Given exercise:
Your task is to extract every line from the material below exactly.

Dataset content:
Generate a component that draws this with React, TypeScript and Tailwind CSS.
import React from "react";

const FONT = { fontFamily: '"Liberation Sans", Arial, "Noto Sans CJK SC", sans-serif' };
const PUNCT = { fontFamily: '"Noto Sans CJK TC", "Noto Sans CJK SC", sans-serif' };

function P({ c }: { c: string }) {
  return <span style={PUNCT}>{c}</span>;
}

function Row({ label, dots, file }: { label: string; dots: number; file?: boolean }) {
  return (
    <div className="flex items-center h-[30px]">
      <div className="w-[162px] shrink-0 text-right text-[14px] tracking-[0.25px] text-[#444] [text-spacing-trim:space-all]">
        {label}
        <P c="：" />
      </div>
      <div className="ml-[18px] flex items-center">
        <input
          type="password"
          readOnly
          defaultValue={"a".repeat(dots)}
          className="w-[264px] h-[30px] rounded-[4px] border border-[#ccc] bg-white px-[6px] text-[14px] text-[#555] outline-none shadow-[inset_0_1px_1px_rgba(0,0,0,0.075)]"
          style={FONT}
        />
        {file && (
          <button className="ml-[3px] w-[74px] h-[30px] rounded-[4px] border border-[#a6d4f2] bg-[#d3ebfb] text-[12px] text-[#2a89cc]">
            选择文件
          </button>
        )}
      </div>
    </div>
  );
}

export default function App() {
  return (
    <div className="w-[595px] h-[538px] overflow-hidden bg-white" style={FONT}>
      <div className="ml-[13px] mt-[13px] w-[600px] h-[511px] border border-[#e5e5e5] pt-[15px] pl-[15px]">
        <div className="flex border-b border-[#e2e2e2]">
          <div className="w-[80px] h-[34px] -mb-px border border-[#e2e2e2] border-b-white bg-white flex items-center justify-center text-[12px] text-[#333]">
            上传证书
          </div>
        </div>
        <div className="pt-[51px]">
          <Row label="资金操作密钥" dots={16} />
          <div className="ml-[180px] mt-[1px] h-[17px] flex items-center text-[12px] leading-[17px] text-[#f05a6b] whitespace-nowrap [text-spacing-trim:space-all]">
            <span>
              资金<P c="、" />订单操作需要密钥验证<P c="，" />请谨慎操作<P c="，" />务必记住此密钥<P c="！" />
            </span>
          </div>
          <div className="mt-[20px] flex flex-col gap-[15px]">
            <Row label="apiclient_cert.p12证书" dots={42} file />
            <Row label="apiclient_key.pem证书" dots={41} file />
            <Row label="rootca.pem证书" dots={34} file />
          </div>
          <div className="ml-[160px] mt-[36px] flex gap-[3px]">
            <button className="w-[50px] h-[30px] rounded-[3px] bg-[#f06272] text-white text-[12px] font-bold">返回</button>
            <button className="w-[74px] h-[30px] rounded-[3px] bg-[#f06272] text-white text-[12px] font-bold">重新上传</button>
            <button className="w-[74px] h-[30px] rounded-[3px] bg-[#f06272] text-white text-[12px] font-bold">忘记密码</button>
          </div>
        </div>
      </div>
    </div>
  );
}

Expected output:
Generate a component that draws this with React, TypeScript and Tailwind CSS.
import React from "react";

const FONT = { fontFamily: '"Liberation Sans", Arial, "Noto Sans CJK SC", sans-serif' };
const PUNCT = { fontFamily: '"Noto Sans CJK TC", "Noto Sans CJK SC", sans-serif' };

function P({ c }: { c: string }) {
  return <span style={PUNCT}>{c}</span>;
}

function Row({ label, dots, file }: { label: string; dots: number; file?: boolean }) {
  return (
    <div className="flex items-center h-[30px]">
      <div className="w-[162px] shrink-0 text-right text-[14px] tracking-[0.25px] text-[#444] [text-spacing-trim:space-all]">
        {label}
        <P c="：" />
      </div>
      <div className="ml-[18px] flex items-center">
        <input
          type="password"
          readOnly
          defaultValue={"a".repeat(dots)}
          className="w-[264px] h-[30px] rounded-[4px] border border-[#ccc] bg-white px-[6px] text-[14px] text-[#555] outline-none shadow-[inset_0_1px_1px_rgba(0,0,0,0.075)]"
          style={FONT}
        />
        {file && (
          <button className="ml-[3px] w-[74px] h-[30px] rounded-[4px] border border-[#a6d4f2] bg-[#d3ebfb] text-[12px] text-[#2a89cc]">
            选择文件
          </button>
        )}
      </div>
    </div>
  );
}

export default function App() {
  return (
    <div className="w-[595px] h-[538px] overflow-hidden bg-white" style={FONT}>
      <div className="ml-[13px] mt-[13px] w-[600px] h-[511px] border border-[#e5e5e5] pt-[15px] pl-[15px]">
        <div className="flex border-b border-[#e2e2e2]">
          <div className="w-[80px] h-[34px] -mb-px border border-[#e2e2e2] border-b-white bg-white flex items-center justify-center text-[12px] text-[#333]">
            上传证书
          </div>
        </div>
        <div className="pt-[51px]">
          <Row label="资金操作密钥" dots={16} />
          <div className="ml-[180px] mt-[1px] h-[17px] flex items-center text-[12px] leading-[17px] text-[#f05a6b] whitespace-nowrap [text-spacing-trim:space-all]">
            <span>
              资金<P c="、" />订单操作需要密钥验证<P c="，" />请谨慎操作<P c="，" />务必记住此密钥<P c="！" />
            </span>
          </div>
          <div className="mt-[20px] flex flex-col gap-[15px]">
            <Row label="apiclient_cert.p12证书" dots={42} file />
            <Row label="apiclient_key.pem证书" dots={41} file />
            <Row label="rootca.pem证书" dots={34} file />
          </div>
          <div className="ml-[160px] mt-[36px] flex gap-[3px]">
            <button className="w-[50px] h-[30px] rounded-[3px] bg-[#f06272] text-white text-[12px] font-bold">返回</button>
            <button className="w-[74px] h-[30px] rounded-[3px] bg-[#f06272] text-white text-[12px] font-bold">重新上传</button>
            <button className="w-[74px] h-[30px] rounded-[3px] bg-[#f06272] text-white text-[12px] font-bold">忘记密码</button>
          </div>
        </div>
      </div>
    </div>
  );
}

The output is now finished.